▶ [Work required] Retype all material exactly. Pictures stay out of the copy.

┌────────

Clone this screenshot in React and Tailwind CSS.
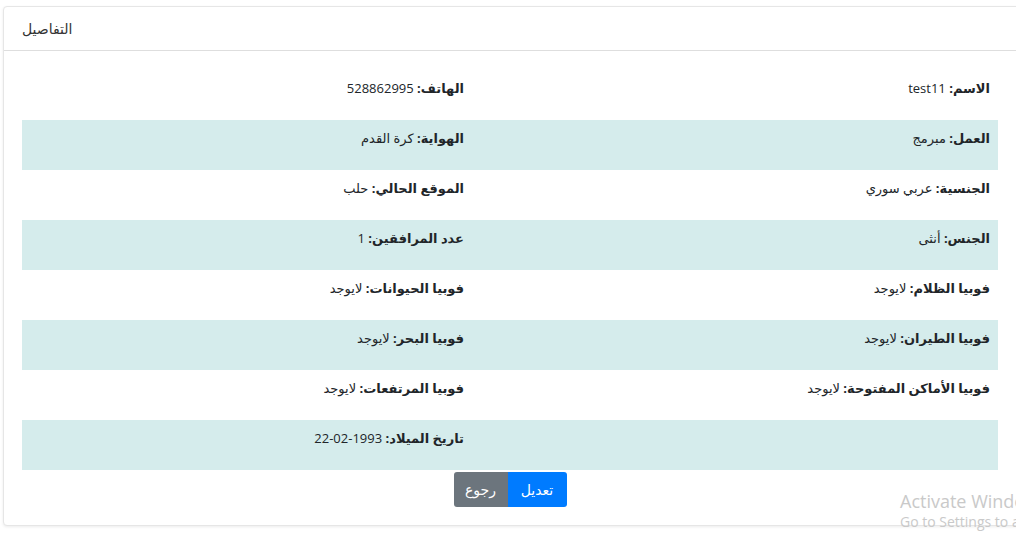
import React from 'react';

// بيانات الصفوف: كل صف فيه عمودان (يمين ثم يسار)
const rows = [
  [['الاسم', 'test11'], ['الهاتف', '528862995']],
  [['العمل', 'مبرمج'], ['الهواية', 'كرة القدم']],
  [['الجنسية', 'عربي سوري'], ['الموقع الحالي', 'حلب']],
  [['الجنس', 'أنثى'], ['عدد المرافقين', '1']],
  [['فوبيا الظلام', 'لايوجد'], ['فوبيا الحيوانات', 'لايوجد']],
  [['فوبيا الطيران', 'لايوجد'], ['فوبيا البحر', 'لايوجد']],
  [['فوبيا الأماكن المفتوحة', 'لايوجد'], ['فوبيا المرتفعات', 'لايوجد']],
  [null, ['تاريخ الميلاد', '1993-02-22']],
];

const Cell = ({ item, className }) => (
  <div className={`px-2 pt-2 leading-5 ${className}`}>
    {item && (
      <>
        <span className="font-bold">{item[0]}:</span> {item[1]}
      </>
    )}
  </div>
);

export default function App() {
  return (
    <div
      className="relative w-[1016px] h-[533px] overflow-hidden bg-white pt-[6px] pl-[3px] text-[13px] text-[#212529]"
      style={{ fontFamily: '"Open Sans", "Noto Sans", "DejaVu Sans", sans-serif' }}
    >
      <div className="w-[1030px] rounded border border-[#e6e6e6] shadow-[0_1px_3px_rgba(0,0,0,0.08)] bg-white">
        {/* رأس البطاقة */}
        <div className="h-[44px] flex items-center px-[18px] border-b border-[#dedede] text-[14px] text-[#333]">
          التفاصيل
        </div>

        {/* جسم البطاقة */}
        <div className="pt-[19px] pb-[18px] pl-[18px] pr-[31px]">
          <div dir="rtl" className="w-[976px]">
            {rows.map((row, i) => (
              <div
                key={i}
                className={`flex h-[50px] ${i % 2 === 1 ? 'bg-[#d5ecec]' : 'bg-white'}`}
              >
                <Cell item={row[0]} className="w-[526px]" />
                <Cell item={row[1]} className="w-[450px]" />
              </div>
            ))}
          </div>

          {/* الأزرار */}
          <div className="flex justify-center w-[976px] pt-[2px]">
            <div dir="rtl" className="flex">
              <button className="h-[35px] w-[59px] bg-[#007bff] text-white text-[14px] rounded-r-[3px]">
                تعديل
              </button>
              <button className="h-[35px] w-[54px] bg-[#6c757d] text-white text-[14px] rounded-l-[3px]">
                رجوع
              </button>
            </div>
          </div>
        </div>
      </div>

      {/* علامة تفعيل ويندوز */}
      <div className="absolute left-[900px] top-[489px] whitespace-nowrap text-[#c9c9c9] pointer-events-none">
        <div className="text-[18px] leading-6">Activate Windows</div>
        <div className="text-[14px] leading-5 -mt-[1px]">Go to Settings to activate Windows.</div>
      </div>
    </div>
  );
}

└────────

▶ [Response to this task]
Clone this screenshot in React and Tailwind CSS.
import React from 'react';

// بيانات الصفوف: كل صف فيه عمودان (يمين ثم يسار)
const rows = [
  [['الاسم', 'test11'], ['الهاتف', '528862995']],
  [['العمل', 'مبرمج'], ['الهواية', 'كرة القدم']],
  [['الجنسية', 'عربي سوري'], ['الموقع الحالي', 'حلب']],
  [['الجنس', 'أنثى'], ['عدد المرافقين', '1']],
  [['فوبيا الظلام', 'لايوجد'], ['فوبيا الحيوانات', 'لايوجد']],
  [['فوبيا الطيران', 'لايوجد'], ['فوبيا البحر', 'لايوجد']],
  [['فوبيا الأماكن المفتوحة', 'لايوجد'], ['فوبيا المرتفعات', 'لايوجد']],
  [null, ['تاريخ الميلاد', '1993-02-22']],
];

const Cell = ({ item, className }) => (
  <div className={`px-2 pt-2 leading-5 ${className}`}>
    {item && (
      <>
        <span className="font-bold">{item[0]}:</span> {item[1]}
      </>
    )}
  </div>
);

export default function App() {
  return (
    <div
      className="relative w-[1016px] h-[533px] overflow-hidden bg-white pt-[6px] pl-[3px] text-[13px] text-[#212529]"
      style={{ fontFamily: '"Open Sans", "Noto Sans", "DejaVu Sans", sans-serif' }}
    >
      <div className="w-[1030px] rounded border border-[#e6e6e6] shadow-[0_1px_3px_rgba(0,0,0,0.08)] bg-white">
        {/* رأس البطاقة */}
        <div className="h-[44px] flex items-center px-[18px] border-b border-[#dedede] text-[14px] text-[#333]">
          التفاصيل
        </div>

        {/* جسم البطاقة */}
        <div className="pt-[19px] pb-[18px] pl-[18px] pr-[31px]">
          <div dir="rtl" className="w-[976px]">
            {rows.map((row, i) => (
              <div
                key={i}
                className={`flex h-[50px] ${i % 2 === 1 ? 'bg-[#d5ecec]' : 'bg-white'}`}
              >
                <Cell item={row[0]} className="w-[526px]" />
                <Cell item={row[1]} className="w-[450px]" />
              </div>
            ))}
          </div>

          {/* الأزرار */}
          <div className="flex justify-center w-[976px] pt-[2px]">
            <div dir="rtl" className="flex">
              <button className="h-[35px] w-[59px] bg-[#007bff] text-white text-[14px] rounded-r-[3px]">
                تعديل
              </button>
              <button className="h-[35px] w-[54px] bg-[#6c757d] text-white text-[14px] rounded-l-[3px]">
                رجوع
              </button>
            </div>
          </div>
        </div>
      </div>

      {/* علامة تفعيل ويندوز */}
      <div className="absolute left-[900px] top-[489px] whitespace-nowrap text-[#c9c9c9] pointer-events-none">
        <div className="text-[18px] leading-6">Activate Windows</div>
        <div className="text-[14px] leading-5 -mt-[1px]">Go to Settings to activate Windows.</div>
      </div>
    </div>
  );
}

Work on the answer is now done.